The Depth Gap: Writing craft education overwhelmingly names techniques without explaining their mechanics. Knowing what a hook is does not help a writer construct one. Knowing what foreshadowing is does not explain which of six distinct techniques to deploy or when. The gap between labeling and executing is where craft actually lives.

The Integration Principle: Every story element must have a functional narrative purpose. A magic system must shape character arcs and conflict, not just exist as worldbuilding flavor. A religion must interconnect with culture, politics, and economy. An empire's mechanics must generate story tension. Hickson calls this the "Architect Allegory" -- every element in the structure must bear narrative weight, or it should be removed.

These two ideas form the book's thesis: close the depth gap by teaching how techniques work mechanically, and ensure every technique serves the story's integrated whole.

Good Examples

  • Hard magic systems (Sanderson's Allomancy): The rules of Allomancy are explained in detail because the magic directly solves problems in the plot. The reader's understanding of the system is proportional to its role in resolving tension -- this is functional integration. Exposition about the magic passes the "problem-solving test" because it helps characters (and readers) navigate conflict.

  • Rick Riordan writing Percy Jackson: Riordan originally wrote Percy Jackson and the Lightning Thief for his son Haley, who has ADHD and dyslexia. This illustrates that the only real obligation is to write the story you wish to read (or share). The depth of the craft serves the story's purpose, not an external checklist of rules.

  • The Backwards Planning Method: By starting from the climactic scene and working backward to derive core scenes, then applying three-act structure, every scene exists because the ending demands it. Nothing is decorative; everything is integrated by design.

Bad Examples

  • "Five Tips For" style content: Surface-level advice such as "introduce your main character early" or "give your villain a motivation." These tips are technically correct but functionally useless -- every published novel already does these things. The advice names the technique without explaining the mechanics of execution.

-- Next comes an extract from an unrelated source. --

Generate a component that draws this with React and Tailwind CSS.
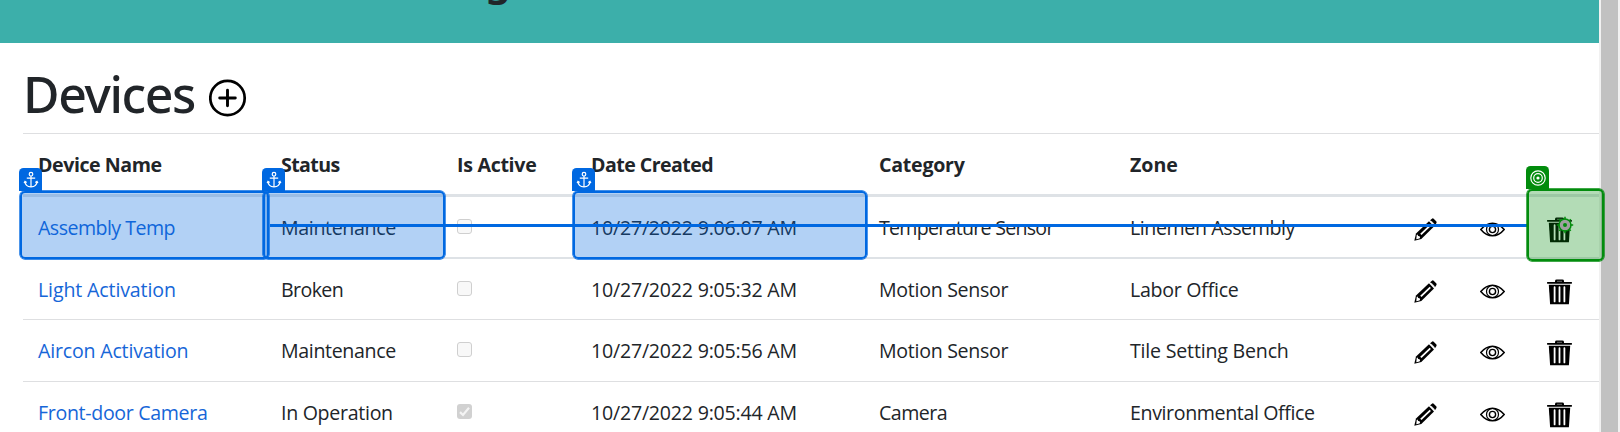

  • Decorative worldbuilding: Magic systems, religions, or political structures that exist in isolation from each other and from character arcs. A magic system that has no bearing on how characters solve problems, or a religion that never intersects with politics or personal conflict, fails the integration test.

  • Magibabble: Saying a lot but meaning very little about how magic works. Elaborate terminology and lore that sounds detailed but provides no functional understanding the reader can use to anticipate or evaluate story outcomes.

Key Quotes

"These are fine tips to give, but they aren't actually helpful. Okay, a writer has to introduce their main character, but how do we go about doing that in a compelling way?" -- Timothy Hickson, Preface

"Not videos on topics too broad to be helpful, but educational and detailed breakdowns of very niche and specific elements of storytelling with clear, coherent, and in-depth discussions about how we might write a satisfying story." -- Timothy Hickson, Preface

"My personal position is that an author owes no obligation in their work other than to write the story they wish to read." -- Timothy Hickson, Preface

Rules of Thumb

  • When evaluating any writing advice, ask: does this explain how to execute the technique, or does it just name the technique? If it only names it, the advice is shallow.
  • For every story element you create (magic system, political structure, religion, prologue), apply the integration test: does this element serve character development, conflict, or thematic resonance? If it serves none of these, it is decoration.
  • Use the problem-solving exposition test: if a piece of information does not help characters solve or understand a conflict, it does not belong on the page.
  • Design constraints before powers. Limitations, weaknesses, and costs generate more story than abilities do (Sanderson's Second Law).
  • Treat writing techniques as tools for making stories more satisfying, not as commandments. There is no objectively correct way to write.
  • Seek specificity over breadth: a deep understanding of one narrow technique is more useful than shallow familiarity with twenty.